# WHAT TO DO
Output all the data exactly. Pictures do not belong in the copy.

# DATA SHOWN
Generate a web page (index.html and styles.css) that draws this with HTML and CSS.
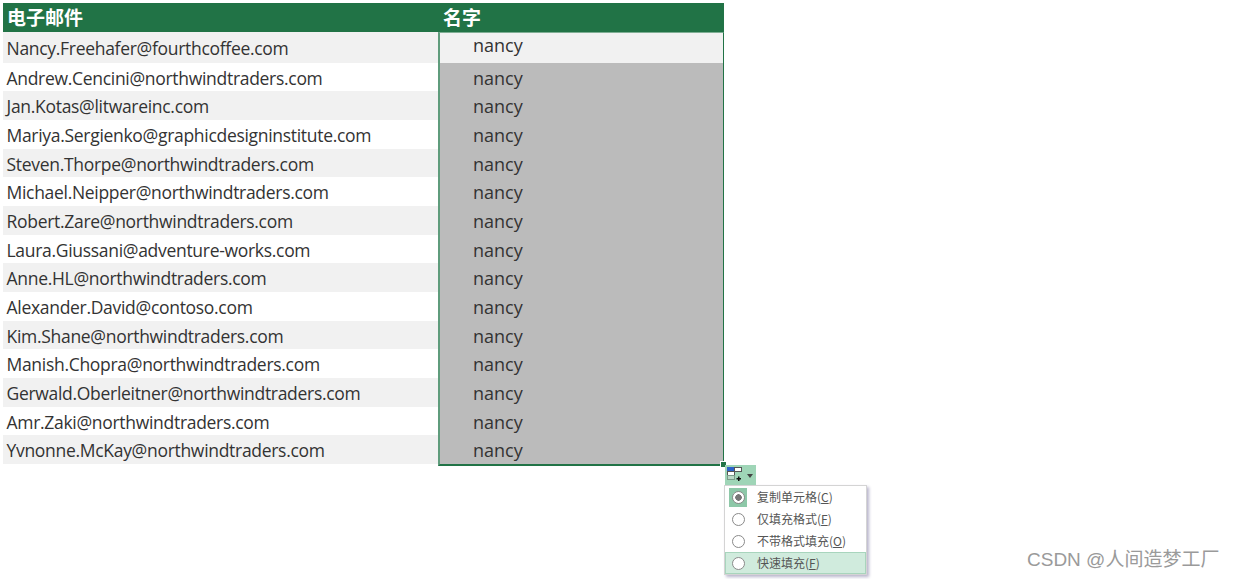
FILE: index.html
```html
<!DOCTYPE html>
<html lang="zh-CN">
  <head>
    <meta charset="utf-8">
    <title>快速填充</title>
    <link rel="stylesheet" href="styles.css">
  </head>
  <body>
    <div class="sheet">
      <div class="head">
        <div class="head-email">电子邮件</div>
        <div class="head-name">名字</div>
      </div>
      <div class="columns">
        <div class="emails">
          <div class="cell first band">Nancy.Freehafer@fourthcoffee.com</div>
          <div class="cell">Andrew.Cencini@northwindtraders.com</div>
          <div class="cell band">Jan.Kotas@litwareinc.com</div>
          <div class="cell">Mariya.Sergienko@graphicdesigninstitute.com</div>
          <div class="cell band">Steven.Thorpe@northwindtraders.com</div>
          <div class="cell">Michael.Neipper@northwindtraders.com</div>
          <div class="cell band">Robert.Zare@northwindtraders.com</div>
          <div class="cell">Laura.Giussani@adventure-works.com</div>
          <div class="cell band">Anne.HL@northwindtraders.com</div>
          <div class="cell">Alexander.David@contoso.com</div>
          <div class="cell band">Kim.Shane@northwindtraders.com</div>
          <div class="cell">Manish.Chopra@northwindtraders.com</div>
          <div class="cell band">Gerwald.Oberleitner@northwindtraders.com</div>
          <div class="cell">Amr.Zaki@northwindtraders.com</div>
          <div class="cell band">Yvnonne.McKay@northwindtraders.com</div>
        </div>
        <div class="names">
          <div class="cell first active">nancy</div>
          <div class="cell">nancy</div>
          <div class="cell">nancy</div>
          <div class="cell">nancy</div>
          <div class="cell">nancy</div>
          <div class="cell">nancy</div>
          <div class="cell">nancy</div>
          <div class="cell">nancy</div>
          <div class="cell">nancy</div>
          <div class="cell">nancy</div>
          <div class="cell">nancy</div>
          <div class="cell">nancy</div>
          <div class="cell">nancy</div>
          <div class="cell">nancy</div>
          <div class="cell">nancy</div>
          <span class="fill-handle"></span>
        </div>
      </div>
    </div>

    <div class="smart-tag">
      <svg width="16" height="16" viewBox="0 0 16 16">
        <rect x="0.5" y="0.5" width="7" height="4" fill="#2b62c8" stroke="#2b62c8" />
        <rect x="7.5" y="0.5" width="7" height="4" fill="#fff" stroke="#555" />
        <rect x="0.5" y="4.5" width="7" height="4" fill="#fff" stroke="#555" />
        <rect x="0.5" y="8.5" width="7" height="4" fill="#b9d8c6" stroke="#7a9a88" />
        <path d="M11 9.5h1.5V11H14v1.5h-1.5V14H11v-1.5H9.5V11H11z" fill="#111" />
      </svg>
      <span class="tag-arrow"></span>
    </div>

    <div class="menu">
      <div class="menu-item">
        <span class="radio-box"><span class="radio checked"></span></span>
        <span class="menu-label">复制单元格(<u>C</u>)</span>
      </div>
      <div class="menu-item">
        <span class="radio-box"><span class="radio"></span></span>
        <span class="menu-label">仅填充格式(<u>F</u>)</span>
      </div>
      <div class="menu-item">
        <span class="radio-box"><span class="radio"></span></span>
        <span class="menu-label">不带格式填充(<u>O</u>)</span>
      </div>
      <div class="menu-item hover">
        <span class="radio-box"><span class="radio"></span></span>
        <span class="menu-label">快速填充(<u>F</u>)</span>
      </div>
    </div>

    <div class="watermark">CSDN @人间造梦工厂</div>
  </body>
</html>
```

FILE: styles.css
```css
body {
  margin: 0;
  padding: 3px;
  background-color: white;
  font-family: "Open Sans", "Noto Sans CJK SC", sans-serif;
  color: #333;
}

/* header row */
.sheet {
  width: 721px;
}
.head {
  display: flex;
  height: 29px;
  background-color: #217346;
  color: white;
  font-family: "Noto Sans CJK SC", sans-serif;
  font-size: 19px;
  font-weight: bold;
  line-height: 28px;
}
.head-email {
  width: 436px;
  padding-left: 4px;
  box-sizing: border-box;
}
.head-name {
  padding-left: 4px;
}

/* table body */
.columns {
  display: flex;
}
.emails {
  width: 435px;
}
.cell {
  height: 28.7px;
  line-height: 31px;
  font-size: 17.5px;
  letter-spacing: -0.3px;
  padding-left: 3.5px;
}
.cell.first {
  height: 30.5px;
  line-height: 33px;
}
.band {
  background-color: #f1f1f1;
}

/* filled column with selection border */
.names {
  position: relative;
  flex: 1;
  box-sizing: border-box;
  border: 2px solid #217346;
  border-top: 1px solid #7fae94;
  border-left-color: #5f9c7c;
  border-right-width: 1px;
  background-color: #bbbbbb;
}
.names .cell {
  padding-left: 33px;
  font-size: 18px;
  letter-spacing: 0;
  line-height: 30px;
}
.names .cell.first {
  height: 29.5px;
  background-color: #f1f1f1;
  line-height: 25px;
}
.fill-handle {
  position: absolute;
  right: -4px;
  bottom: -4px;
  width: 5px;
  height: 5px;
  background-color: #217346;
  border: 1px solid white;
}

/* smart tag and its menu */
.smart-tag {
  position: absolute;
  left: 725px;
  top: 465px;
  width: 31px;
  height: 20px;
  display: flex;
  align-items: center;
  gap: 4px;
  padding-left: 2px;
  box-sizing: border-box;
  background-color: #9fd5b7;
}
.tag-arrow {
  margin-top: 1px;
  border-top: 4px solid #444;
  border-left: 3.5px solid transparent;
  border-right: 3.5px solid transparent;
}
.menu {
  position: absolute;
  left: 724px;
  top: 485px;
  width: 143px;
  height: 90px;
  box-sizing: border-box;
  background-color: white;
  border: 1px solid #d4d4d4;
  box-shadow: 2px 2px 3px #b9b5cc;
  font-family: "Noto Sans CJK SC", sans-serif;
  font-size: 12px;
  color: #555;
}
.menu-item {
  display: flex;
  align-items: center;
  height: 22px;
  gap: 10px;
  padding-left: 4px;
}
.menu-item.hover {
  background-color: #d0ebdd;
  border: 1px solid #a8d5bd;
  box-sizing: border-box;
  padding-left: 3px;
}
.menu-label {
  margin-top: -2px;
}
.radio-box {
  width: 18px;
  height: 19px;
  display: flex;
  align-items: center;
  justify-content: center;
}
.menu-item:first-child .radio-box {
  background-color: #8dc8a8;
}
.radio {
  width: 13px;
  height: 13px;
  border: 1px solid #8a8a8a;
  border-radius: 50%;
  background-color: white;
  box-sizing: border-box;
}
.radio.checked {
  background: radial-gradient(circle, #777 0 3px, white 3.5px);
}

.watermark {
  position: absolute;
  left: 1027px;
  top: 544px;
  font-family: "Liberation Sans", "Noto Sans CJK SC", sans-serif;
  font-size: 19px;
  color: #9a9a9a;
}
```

# RESPONSE FOR THIS EXERCISE
Generate a web page (index.html and styles.css) that draws this with HTML and CSS.
FILE: index.html
```html
<!DOCTYPE html>
<html lang="zh-CN">
  <head>
    <meta charset="utf-8">
    <title>快速填充</title>
    <link rel="stylesheet" href="styles.css">
  </head>
  <body>
    <div class="sheet">
      <div class="head">
        <div class="head-email">电子邮件</div>
        <div class="head-name">名字</div>
      </div>
      <div class="columns">
        <div class="emails">
          <div class="cell first band">Nancy.Freehafer@fourthcoffee.com</div>
          <div class="cell">Andrew.Cencini@northwindtraders.com</div>
          <div class="cell band">Jan.Kotas@litwareinc.com</div>
          <div class="cell">Mariya.Sergienko@graphicdesigninstitute.com</div>
          <div class="cell band">Steven.Thorpe@northwindtraders.com</div>
          <div class="cell">Michael.Neipper@northwindtraders.com</div>
          <div class="cell band">Robert.Zare@northwindtraders.com</div>
          <div class="cell">Laura.Giussani@adventure-works.com</div>
          <div class="cell band">Anne.HL@northwindtraders.com</div>
          <div class="cell">Alexander.David@contoso.com</div>
          <div class="cell band">Kim.Shane@northwindtraders.com</div>
          <div class="cell">Manish.Chopra@northwindtraders.com</div>
          <div class="cell band">Gerwald.Oberleitner@northwindtraders.com</div>
          <div class="cell">Amr.Zaki@northwindtraders.com</div>
          <div class="cell band">Yvnonne.McKay@northwindtraders.com</div>
        </div>
        <div class="names">
          <div class="cell first active">nancy</div>
          <div class="cell">nancy</div>
          <div class="cell">nancy</div>
          <div class="cell">nancy</div>
          <div class="cell">nancy</div>
          <div class="cell">nancy</div>
          <div class="cell">nancy</div>
          <div class="cell">nancy</div>
          <div class="cell">nancy</div>
          <div class="cell">nancy</div>
          <div class="cell">nancy</div>
          <div class="cell">nancy</div>
          <div class="cell">nancy</div>
          <div class="cell">nancy</div>
          <div class="cell">nancy</div>
          <span class="fill-handle"></span>
        </div>
      </div>
    </div>

    <div class="smart-tag">
      <svg width="16" height="16" viewBox="0 0 16 16">
        <rect x="0.5" y="0.5" width="7" height="4" fill="#2b62c8" stroke="#2b62c8" />
        <rect x="7.5" y="0.5" width="7" height="4" fill="#fff" stroke="#555" />
        <rect x="0.5" y="4.5" width="7" height="4" fill="#fff" stroke="#555" />
        <rect x="0.5" y="8.5" width="7" height="4" fill="#b9d8c6" stroke="#7a9a88" />
        <path d="M11 9.5h1.5V11H14v1.5h-1.5V14H11v-1.5H9.5V11H11z" fill="#111" />
      </svg>
      <span class="tag-arrow"></span>
    </div>

    <div class="menu">
      <div class="menu-item">
        <span class="radio-box"><span class="radio checked"></span></span>
        <span class="menu-label">复制单元格(<u>C</u>)</span>
      </div>
      <div class="menu-item">
        <span class="radio-box"><span class="radio"></span></span>
        <span class="menu-label">仅填充格式(<u>F</u>)</span>
      </div>
      <div class="menu-item">
        <span class="radio-box"><span class="radio"></span></span>
        <span class="menu-label">不带格式填充(<u>O</u>)</span>
      </div>
      <div class="menu-item hover">
        <span class="radio-box"><span class="radio"></span></span>
        <span class="menu-label">快速填充(<u>F</u>)</span>
      </div>
    </div>

    <div class="watermark">CSDN @人间造梦工厂</div>
  </body>
</html>
```

FILE: styles.css
```css
body {
  margin: 0;
  padding: 3px;
  background-color: white;
  font-family: "Open Sans", "Noto Sans CJK SC", sans-serif;
  color: #333;
}

/* header row */
.sheet {
  width: 721px;
}
.head {
  display: flex;
  height: 29px;
  background-color: #217346;
  color: white;
  font-family: "Noto Sans CJK SC", sans-serif;
  font-size: 19px;
  font-weight: bold;
  line-height: 28px;
}
.head-email {
  width: 436px;
  padding-left: 4px;
  box-sizing: border-box;
}
.head-name {
  padding-left: 4px;
}

/* table body */
.columns {
  display: flex;
}
.emails {
  width: 435px;
}
.cell {
  height: 28.7px;
  line-height: 31px;
  font-size: 17.5px;
  letter-spacing: -0.3px;
  padding-left: 3.5px;
}
.cell.first {
  height: 30.5px;
  line-height: 33px;
}
.band {
  background-color: #f1f1f1;
}

/* filled column with selection border */
.names {
  position: relative;
  flex: 1;
  box-sizing: border-box;
  border: 2px solid #217346;
  border-top: 1px solid #7fae94;
  border-left-color: #5f9c7c;
  border-right-width: 1px;
  background-color: #bbbbbb;
}
.names .cell {
  padding-left: 33px;
  font-size: 18px;
  letter-spacing: 0;
  line-height: 30px;
}
.names .cell.first {
  height: 29.5px;
  background-color: #f1f1f1;
  line-height: 25px;
}
.fill-handle {
  position: absolute;
  right: -4px;
  bottom: -4px;
  width: 5px;
  height: 5px;
  background-color: #217346;
  border: 1px solid white;
}

/* smart tag and its menu */
.smart-tag {
  position: absolute;
  left: 725px;
  top: 465px;
  width: 31px;
  height: 20px;
  display: flex;
  align-items: center;
  gap: 4px;
  padding-left: 2px;
  box-sizing: border-box;
  background-color: #9fd5b7;
}
.tag-arrow {
  margin-top: 1px;
  border-top: 4px solid #444;
  border-left: 3.5px solid transparent;
  border-right: 3.5px solid transparent;
}
.menu {
  position: absolute;
  left: 724px;
  top: 485px;
  width: 143px;
  height: 90px;
  box-sizing: border-box;
  background-color: white;
  border: 1px solid #d4d4d4;
  box-shadow: 2px 2px 3px #b9b5cc;
  font-family: "Noto Sans CJK SC", sans-serif;
  font-size: 12px;
  color: #555;
}
.menu-item {
  display: flex;
  align-items: center;
  height: 22px;
  gap: 10px;
  padding-left: 4px;
}
.menu-item.hover {
  background-color: #d0ebdd;
  border: 1px solid #a8d5bd;
  box-sizing: border-box;
  padding-left: 3px;
}
.menu-label {
  margin-top: -2px;
}
.radio-box {
  width: 18px;
  height: 19px;
  display: flex;
  align-items: center;
  justify-content: center;
}
.menu-item:first-child .radio-box {
  background-color: #8dc8a8;
}
.radio {
  width: 13px;
  height: 13px;
  border: 1px solid #8a8a8a;
  border-radius: 50%;
  background-color: white;
  box-sizing: border-box;
}
.radio.checked {
  background: radial-gradient(circle, #777 0 3px, white 3.5px);
}

.watermark {
  position: absolute;
  left: 1027px;
  top: 544px;
  font-family: "Liberation Sans", "Noto Sans CJK SC", sans-serif;
  font-size: 19px;
  color: #9a9a9a;
}
```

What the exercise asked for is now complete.